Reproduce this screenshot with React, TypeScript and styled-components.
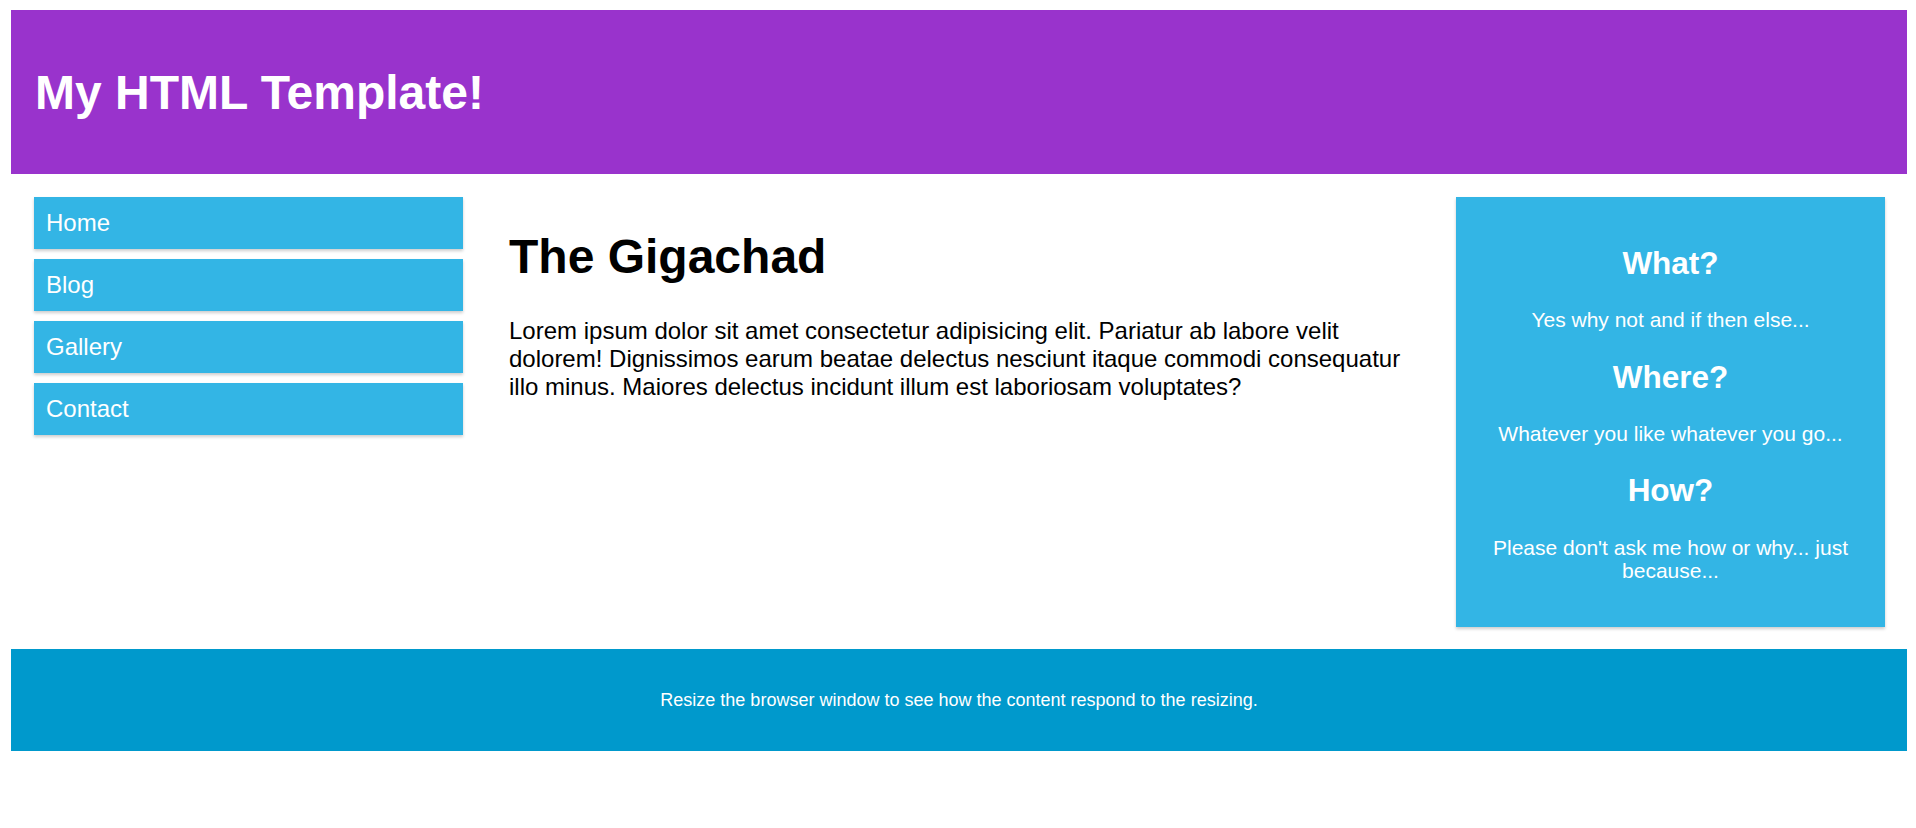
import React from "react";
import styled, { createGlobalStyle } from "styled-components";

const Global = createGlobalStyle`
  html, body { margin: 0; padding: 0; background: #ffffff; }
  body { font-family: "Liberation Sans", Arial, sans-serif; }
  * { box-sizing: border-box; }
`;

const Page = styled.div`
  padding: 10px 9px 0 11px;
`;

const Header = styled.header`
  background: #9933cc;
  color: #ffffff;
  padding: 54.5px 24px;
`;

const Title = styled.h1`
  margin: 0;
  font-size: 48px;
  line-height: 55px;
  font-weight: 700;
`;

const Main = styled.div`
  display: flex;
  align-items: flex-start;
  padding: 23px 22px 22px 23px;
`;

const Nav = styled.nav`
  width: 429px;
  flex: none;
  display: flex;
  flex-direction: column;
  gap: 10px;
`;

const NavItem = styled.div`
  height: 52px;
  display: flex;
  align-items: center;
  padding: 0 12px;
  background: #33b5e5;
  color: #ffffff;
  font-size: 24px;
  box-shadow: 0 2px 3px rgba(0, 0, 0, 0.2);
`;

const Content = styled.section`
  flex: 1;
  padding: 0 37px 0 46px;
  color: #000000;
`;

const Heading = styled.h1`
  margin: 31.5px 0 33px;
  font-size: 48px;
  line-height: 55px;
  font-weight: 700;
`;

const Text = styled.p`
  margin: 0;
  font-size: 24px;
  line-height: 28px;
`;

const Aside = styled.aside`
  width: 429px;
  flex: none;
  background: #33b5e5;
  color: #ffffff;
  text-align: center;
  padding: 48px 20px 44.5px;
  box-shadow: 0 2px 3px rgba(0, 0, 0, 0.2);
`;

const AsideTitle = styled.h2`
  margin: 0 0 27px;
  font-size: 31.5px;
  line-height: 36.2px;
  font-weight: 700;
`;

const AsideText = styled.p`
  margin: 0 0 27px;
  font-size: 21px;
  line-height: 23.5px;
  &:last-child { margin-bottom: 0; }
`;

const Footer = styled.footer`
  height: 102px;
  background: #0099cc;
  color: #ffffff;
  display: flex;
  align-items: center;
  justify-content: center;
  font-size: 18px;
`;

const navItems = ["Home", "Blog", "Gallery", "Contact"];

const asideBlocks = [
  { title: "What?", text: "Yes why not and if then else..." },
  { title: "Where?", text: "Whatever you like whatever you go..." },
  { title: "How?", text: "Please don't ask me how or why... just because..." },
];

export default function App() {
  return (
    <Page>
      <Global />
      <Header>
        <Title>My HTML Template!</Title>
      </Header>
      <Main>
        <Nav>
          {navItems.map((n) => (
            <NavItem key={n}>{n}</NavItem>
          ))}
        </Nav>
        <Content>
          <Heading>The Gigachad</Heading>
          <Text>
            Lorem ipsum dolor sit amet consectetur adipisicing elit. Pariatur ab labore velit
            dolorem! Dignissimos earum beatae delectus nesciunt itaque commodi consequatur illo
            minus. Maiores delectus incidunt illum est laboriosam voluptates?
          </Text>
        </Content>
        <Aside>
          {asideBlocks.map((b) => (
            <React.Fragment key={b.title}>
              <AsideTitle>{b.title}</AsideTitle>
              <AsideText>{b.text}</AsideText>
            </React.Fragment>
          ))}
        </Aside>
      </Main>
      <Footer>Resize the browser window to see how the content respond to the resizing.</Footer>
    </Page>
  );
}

|---|

What to do: Restate the full listing verbatim and drop every picture.

Response to the task:
Reproduce this screenshot with React, TypeScript and styled-components.
import React from "react";
import styled, { createGlobalStyle } from "styled-components";

const Global = createGlobalStyle`
  html, body { margin: 0; padding: 0; background: #ffffff; }
  body { font-family: "Liberation Sans", Arial, sans-serif; }
  * { box-sizing: border-box; }
`;

const Page = styled.div`
  padding: 10px 9px 0 11px;
`;

const Header = styled.header`
  background: #9933cc;
  color: #ffffff;
  padding: 54.5px 24px;
`;

const Title = styled.h1`
  margin: 0;
  font-size: 48px;
  line-height: 55px;
  font-weight: 700;
`;

const Main = styled.div`
  display: flex;
  align-items: flex-start;
  padding: 23px 22px 22px 23px;
`;

const Nav = styled.nav`
  width: 429px;
  flex: none;
  display: flex;
  flex-direction: column;
  gap: 10px;
`;

const NavItem = styled.div`
  height: 52px;
  display: flex;
  align-items: center;
  padding: 0 12px;
  background: #33b5e5;
  color: #ffffff;
  font-size: 24px;
  box-shadow: 0 2px 3px rgba(0, 0, 0, 0.2);
`;

const Content = styled.section`
  flex: 1;
  padding: 0 37px 0 46px;
  color: #000000;
`;

const Heading = styled.h1`
  margin: 31.5px 0 33px;
  font-size: 48px;
  line-height: 55px;
  font-weight: 700;
`;

const Text = styled.p`
  margin: 0;
  font-size: 24px;
  line-height: 28px;
`;

const Aside = styled.aside`
  width: 429px;
  flex: none;
  background: #33b5e5;
  color: #ffffff;
  text-align: center;
  padding: 48px 20px 44.5px;
  box-shadow: 0 2px 3px rgba(0, 0, 0, 0.2);
`;

const AsideTitle = styled.h2`
  margin: 0 0 27px;
  font-size: 31.5px;
  line-height: 36.2px;
  font-weight: 700;
`;

const AsideText = styled.p`
  margin: 0 0 27px;
  font-size: 21px;
  line-height: 23.5px;
  &:last-child { margin-bottom: 0; }
`;

const Footer = styled.footer`
  height: 102px;
  background: #0099cc;
  color: #ffffff;
  display: flex;
  align-items: center;
  justify-content: center;
  font-size: 18px;
`;

const navItems = ["Home", "Blog", "Gallery", "Contact"];

const asideBlocks = [
  { title: "What?", text: "Yes why not and if then else..." },
  { title: "Where?", text: "Whatever you like whatever you go..." },
  { title: "How?", text: "Please don't ask me how or why... just because..." },
];

export default function App() {
  return (
    <Page>
      <Global />
      <Header>
        <Title>My HTML Template!</Title>
      </Header>
      <Main>
        <Nav>
          {navItems.map((n) => (
            <NavItem key={n}>{n}</NavItem>
          ))}
        </Nav>
        <Content>
          <Heading>The Gigachad</Heading>
          <Text>
            Lorem ipsum dolor sit amet consectetur adipisicing elit. Pariatur ab labore velit
            dolorem! Dignissimos earum beatae delectus nesciunt itaque commodi consequatur illo
            minus. Maiores delectus incidunt illum est laboriosam voluptates?
          </Text>
        </Content>
        <Aside>
          {asideBlocks.map((b) => (
            <React.Fragment key={b.title}>
              <AsideTitle>{b.title}</AsideTitle>
              <AsideText>{b.text}</AsideText>
            </React.Fragment>
          ))}
        </Aside>
      </Main>
      <Footer>Resize the browser window to see how the content respond to the resizing.</Footer>
    </Page>
  );
}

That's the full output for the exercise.